Goal >> Please retype the data in full and exactly; the pictures are not part of the copy.

»»

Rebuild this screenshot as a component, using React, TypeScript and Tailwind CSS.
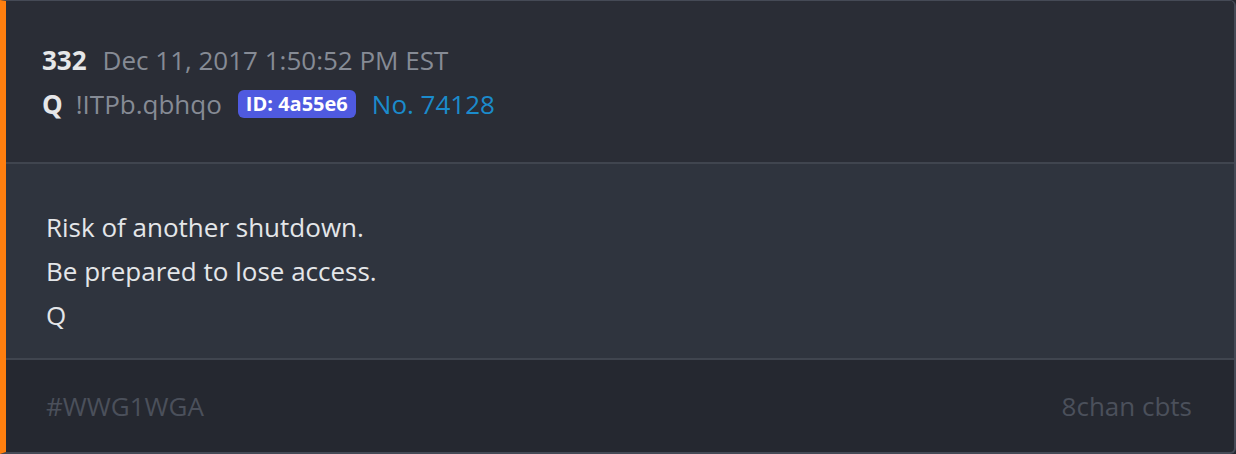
export default function App() {
  return (
    <div className="w-[1236px] h-[454px] bg-[#252830] font-['Open_Sans',sans-serif]">
      <div className="h-full flex flex-col border-l-[6px] border-l-[#ff7f0f] border-t border-r-2 border-b-2 border-t-[#454a56] border-r-[#454a56] border-b-[#454a56] rounded-r-[6px] overflow-hidden">
        {/* header */}
        <div className="bg-[#2a2d36] pl-[36px] pt-[37px] pb-[36px] border-b-2 border-[#40454f]">
          <div className="flex items-center h-[44px] text-[26px]">
            <span className="font-bold text-[#e6e7e9]">332</span>
            <span className="ml-[16px] text-[#868b95]">Dec 11, 2017 1:50:52 PM EST</span>
          </div>
          <div className="flex items-center h-[44px] text-[26px]">
            <span className="font-bold text-[#e6e7e9]">Q</span>
            <span className="ml-[13px] text-[#868b95]">!ITPb.qbhqo</span>
            <span className="ml-[16px] bg-[#4f5ae0] text-white font-bold text-[20px] leading-none rounded-[6px] px-[8px] py-[4px]">ID: 4a55e6</span>
            <span className="ml-[16px] text-[#1b8bcc]">No. 74128</span>
          </div>
        </div>
        {/* body */}
        <div className="bg-[#2f343e] pl-[40px] pt-[41px] pb-[21px] border-b-2 border-[#40454f] text-[26px] leading-[44px] text-[#e4e6e9]">
          <p>Risk of another shutdown.</p>
          <p>Be prepared to lose access.</p>
          <p>Q</p>
        </div>
        {/* footer */}
        <div className="flex-1 flex items-center justify-between pl-[40px] pr-[42px] text-[26px] text-[#4b505b]">
          <span>#WWG1WGA</span>
          <span>8chan cbts</span>
        </div>
      </div>
    </div>
  )
}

««

Response to this task >>
Rebuild this screenshot as a component, using React, TypeScript and Tailwind CSS.
export default function App() {
  return (
    <div className="w-[1236px] h-[454px] bg-[#252830] font-['Open_Sans',sans-serif]">
      <div className="h-full flex flex-col border-l-[6px] border-l-[#ff7f0f] border-t border-r-2 border-b-2 border-t-[#454a56] border-r-[#454a56] border-b-[#454a56] rounded-r-[6px] overflow-hidden">
        {/* header */}
        <div className="bg-[#2a2d36] pl-[36px] pt-[37px] pb-[36px] border-b-2 border-[#40454f]">
          <div className="flex items-center h-[44px] text-[26px]">
            <span className="font-bold text-[#e6e7e9]">332</span>
            <span className="ml-[16px] text-[#868b95]">Dec 11, 2017 1:50:52 PM EST</span>
          </div>
          <div className="flex items-center h-[44px] text-[26px]">
            <span className="font-bold text-[#e6e7e9]">Q</span>
            <span className="ml-[13px] text-[#868b95]">!ITPb.qbhqo</span>
            <span className="ml-[16px] bg-[#4f5ae0] text-white font-bold text-[20px] leading-none rounded-[6px] px-[8px] py-[4px]">ID: 4a55e6</span>
            <span className="ml-[16px] text-[#1b8bcc]">No. 74128</span>
          </div>
        </div>
        {/* body */}
        <div className="bg-[#2f343e] pl-[40px] pt-[41px] pb-[21px] border-b-2 border-[#40454f] text-[26px] leading-[44px] text-[#e4e6e9]">
          <p>Risk of another shutdown.</p>
          <p>Be prepared to lose access.</p>
          <p>Q</p>
        </div>
        {/* footer */}
        <div className="flex-1 flex items-center justify-between pl-[40px] pr-[42px] text-[26px] text-[#4b505b]">
          <span>#WWG1WGA</span>
          <span>8chan cbts</span>
        </div>
      </div>
    </div>
  )
}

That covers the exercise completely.